Davis rejected any notion of a contradiction between slavery and America. So many of the great national heroes who had won and preserved the independence of the nation and led its battalions against foreign foes were slaveholders—men such as George Washington, Thomas Jefferson, James Madison, Andrew Jackson, and Zachary Taylor. Furthermore, his view that the Constitution protected slavery was not at all unique. Most white Americans, Northerners included, shared that interpretation, and the U.S. Supreme Court emphatically sustained it. Davis dismissed as un-American the proposition propounded in the 1850s by the Republican party that the United States could not persist, in Abraham Lincoln’s words, “permanently half slave and half free.” A solid majority of Davis’s fellow citizens concurred with his belief that slavery and freedom could continue to coexist, as they had since the birth of the nation. In the 1860 presidential election 60 percent of the voters cast their ballots for candidates who found no fundamental problem with slavery in America. The Republican Lincoln captured barely 40 percent of the popular vote, though, of course, he had an indisputable majority in the Electoral College.

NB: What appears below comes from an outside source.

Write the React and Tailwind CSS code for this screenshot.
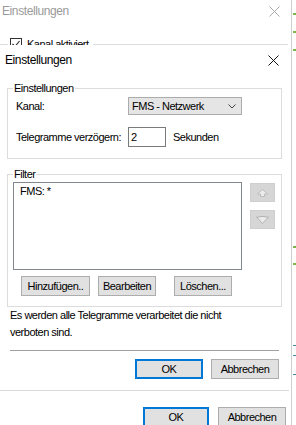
import React from "react";

const F = { fontFamily: '"Liberation Sans", Arial, sans-serif' };

function XIcon({ color }) {
  return (
    <svg width="11" height="11" viewBox="0 0 11 11">
      <path d="M0.5 0.5 L10.5 10.5 M10.5 0.5 L0.5 10.5" stroke={color} strokeWidth="1" fill="none" />
    </svg>
  );
}

function Btn({ w, children, primary }) {
  return (
    <div
      className={
        "h-[20px] flex items-center justify-center bg-[#e1e1e1] text-[11px] tracking-[-0.5px] text-black " +
        (primary ? "border-2 border-[#0078d7]" : "border border-[#adadad]")
      }
      style={{ width: w }}
    >
      {children}
    </div>
  );
}

export default function App() {
  return (
    <div className="relative w-[296px] h-[425px] bg-white overflow-hidden flex text-black" style={F}>
      {/* back dialog */}
      <div className="w-[292px] h-full border-r border-[#cfcfcf] flex flex-col">
        <div className="h-[22px] flex items-center justify-between pl-[2px] pr-[11px]">
          <span className="text-[12px] tracking-[-0.4px] text-[#9a9a9a]">Einstellungen</span>
          <XIcon color="#a8a8a8" />
        </div>
        <div className="mt-[14px] h-[16px] flex items-center pr-[3px]">
          <div className="w-[8px] h-px bg-[#dcdcdc]" />
          <div className="ml-[2px] w-[12px] h-[12px] border border-[#333] flex items-center justify-center">
            <svg width="10" height="10" viewBox="0 0 10 10">
              <path d="M1.5 5 L4 7.5 L8.5 2" stroke="#222" strokeWidth="1.1" fill="none" />
            </svg>
          </div>
          <span className="ml-[5px] text-[11px] tracking-[-0.5px]">Kanal aktiviert</span>
          <div className="ml-[4px] flex-1 h-px bg-[#dcdcdc]" />
        </div>
        <div className="flex-1" />
        <div className="flex justify-end gap-[9px] pr-[5px] mb-[-2px]">
          <Btn w={66} primary>OK</Btn>
          <Btn w={68}>Abbrechen</Btn>
        </div>
      </div>
      <div className="flex-1 relative">
        <div className="absolute left-[1px] top-[13px] w-[3px] h-[2px] bg-[#7ab648]" />
        <div className="absolute left-[1px] top-[31px] w-[3px] h-[2px] bg-[#7ab648]" />
        <div className="absolute left-[1px] top-[49px] w-[3px] h-[2px] bg-[#7ab648]" />
        <div className="absolute left-[1px] top-[246px] w-[3px] h-[2px] bg-[#7ab648]" />
        <div className="absolute left-[1px] top-[263px] w-[3px] h-[2px] bg-[#7ab648]" />
        <div className="absolute left-[1px] top-[345px] w-[3px] h-px bg-[#4a8aa8]" />
        <div className="absolute left-[1px] top-[355px] w-[3px] h-px bg-[#4a8aa8]" />
        <div className="absolute left-[1px] top-[374px] w-[3px] h-px bg-[#4a8aa8]" />
      </div>

      {/* front dialog */}
      <div className="absolute left-0 top-[45px] w-[289px] h-[346px] bg-white border-b border-[#d9d9d9] flex flex-col">
        <div className="h-[30px] flex items-center justify-between pl-[5px] pr-[10px]">
          <span className="text-[12px] tracking-[-0.4px]">Einstellungen</span>
          <XIcon color="#111" />
        </div>

        <fieldset className="mt-[7px] ml-[7px] w-[275px] border border-[#dcdcdc] px-[8px] pb-[11px] text-[11px] tracking-[-0.5px]">
          <legend className="-ml-[3px] px-[1px] leading-[13px]">Einstellungen</legend>
          <div className="h-[22px] flex items-center">
            <span className="w-[112px]">Kanal:</span>
            <div className="w-[114px] h-[18px] bg-[#e5e5e5] border border-[#acacac] flex items-center justify-between pl-[3px] pr-[5px]">
              <span>FMS - Netzwerk</span>
              <svg width="8" height="5" viewBox="0 0 8 5">
                <path d="M0.5 0.5 L4 4 L7.5 0.5" stroke="#444" strokeWidth="1" fill="none" />
              </svg>
            </div>
          </div>
          <div className="mt-[10px] h-[20px] flex items-center">
            <span className="w-[112px]">Telegramme verzögern:</span>
            <div className="w-[38px] h-[20px] border border-[#7a7a7a] flex items-center pl-[2px]">2</div>
            <span className="ml-[7px]">Sekunden</span>
          </div>
        </fieldset>

        <fieldset className="mt-[9px] ml-[7px] w-[275px] border border-[#dcdcdc] pl-[5px] pb-[10px] text-[11px] tracking-[-0.5px]">
          <legend className="px-[1px] leading-[13px]">Filter</legend>
          <div className="mt-[1px] flex">
            <div className="w-[229px] h-[88px] border border-[#828790] pl-[6px] pt-[1px] leading-[14px]">FMS: *</div>
            <div className="ml-[8px] mt-[1px] flex flex-col gap-[8px]">
              <div className="w-[25px] h-[19px] bg-[#d6d6d6] border border-[#cfcfcf] flex items-center justify-center">
                <svg width="11" height="8" viewBox="0 0 11 8">
                  <path d="M5.5 0.5 L10.5 5 H7.5 V7.5 H3.5 V5 H0.5 Z" fill="#ebebeb" stroke="#b5b5b5" strokeWidth="0.8" />
                </svg>
              </div>
              <div className="w-[25px] h-[19px] bg-[#d6d6d6] border border-[#cfcfcf] flex items-center justify-center">
                <svg width="13" height="8" viewBox="0 0 13 8">
                  <path d="M0.5 1 H4.5 V0.5 H8.5 V1 H12.5 L6.5 7.5 Z" fill="#ebebeb" stroke="#a8a8a8" strokeWidth="0.8" />
                </svg>
              </div>
            </div>
          </div>
          <div className="mt-[6px] ml-[8px] flex">
            <Btn w={69}>Hinzufügen..</Btn>
            <div className="ml-[8px]"><Btn w={58}>Bearbeiten</Btn></div>
            <div className="ml-[18px]"><Btn w={58}>Löschen...</Btn></div>
          </div>
        </fieldset>

        <div className="pl-[10px] text-[11px] tracking-[-0.5px] leading-[17px]">
          Es werden alle Telegramme verarbeitet die nicht
          <br />
          verboten sind.
        </div>
        <div className="mt-[9px] mx-[10px] h-px bg-[#a0a0a0]" />
        <div className="mt-[8px] flex justify-end gap-[8px] pr-[10px]">
          <Btn w={68} primary>OK</Btn>
          <Btn w={68}>Abbrechen</Btn>
        </div>
      </div>
    </div>
  );
}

Lincoln’s election as president brought on the crisis of the Union, a Union Davis still prized. Although he had always preached the constitutionality of secession, he never advocated its implementation, not even in 1860. He still believed that significant Northern support for Southern rights remained, and he had no doubts about the guarantees in the Constitution. But powerful political currents gripped all—Northerners, Southerners, Democrats, Republicans. Compromise proved impossible. For Davis there was no question about his course. Secession was constitutional, and his loyalty to Mississippi underlay his allegiance to the United States. He left the Union with his state.
For Davis the Confederate States provided a way to save the America he had cherished. For him the Confederacy became the true descendant of the American Revolution and the Constitution. Preserving that sacred heritage made the Confederacy a holy cause. It must prevail, and Davis would adopt whatever measures he thought necessary to achieve victory, including the first national conscription law in American history. He contended that the Confederacy alone defended liberty. That guarding this precious liberty also involved sanctioning slavery posed him no problem. To Davis, as to most white southerners, their liberty had since the American Revolution always included their right to own slaves and their right to decide about the institution without outside interference. White liberty and black slavery were inextricably intertwined.
Davis committed himself utterly to the Confederacy and directed a titanic war on its behalf. His commitment to his cause was as total as that of his great antagonist on the other side. Neither he nor Lincoln would relent. To save the Confederacy, Davis even led his fellow Confederates toward an abandonment of slavery, chiefly by supporting the use of slaves as soldiers. Despite a mighty effort, the Confederacy was overwhelmed. Davis lost the war, but he clung to his cause.
Defeated, he could no longer wield a sword, yet he retained influence in the postwar years. His imprisonment between 1865 and 1867 endeared him to former Confederates, who saw him as suffering for their sake. In a fundamental sense he became the embodiment of the Lost Cause, an essential theme in the history of the South after 1865. Even more important, Davis articulated the outlook of the white South that shaped southern and national history from the 1870s to well into the twentieth century.
Although Davis accepted that the war had ended slavery, he did not alter his basic position on race relations. And he cheered the collapse of Reconstruction, which meant in part that northern whites came to the position southern whites had never relinquished: blacks remained inferior to whites, and their fortunes should be controlled by the superior race. Because more than 90 percent of black Americans still lived in the former slave states, those in control would be southern whites.
Davis also never backed away from his contention that secession was constitutional, and he insisted in the 1870s and 1880s that the Civil War was solely about states’ rights and the Constitution, not about slavery. In addition, he preached the nobility of the Confederate cause. His views, which he never recanted, were enshrined in his Rise and Fall of the Confederate Government, which was published in 1881.
But Jefferson Davis was not mired in the past. Although he continued to maintain the constitutionality of secession, he said that it had now become part of history. According to him, it had been tried, had failed, and would not be attempted again; he certainly would not advocate it. In the last decade of his life he became more positive about the future. He spoke proudly about the grandeur of the United States, its growing wealth and power. He saw the future of his beloved South in its young people. He urged them to hold dear their Confederate heritage but not let the past entrap them. As for himself, Davis looked back with pride on the past and on his part in what had been. At the same time, he looked ahead with the anticipation of his youth. At the end he gloried in what he saw as a permanently reunited United States.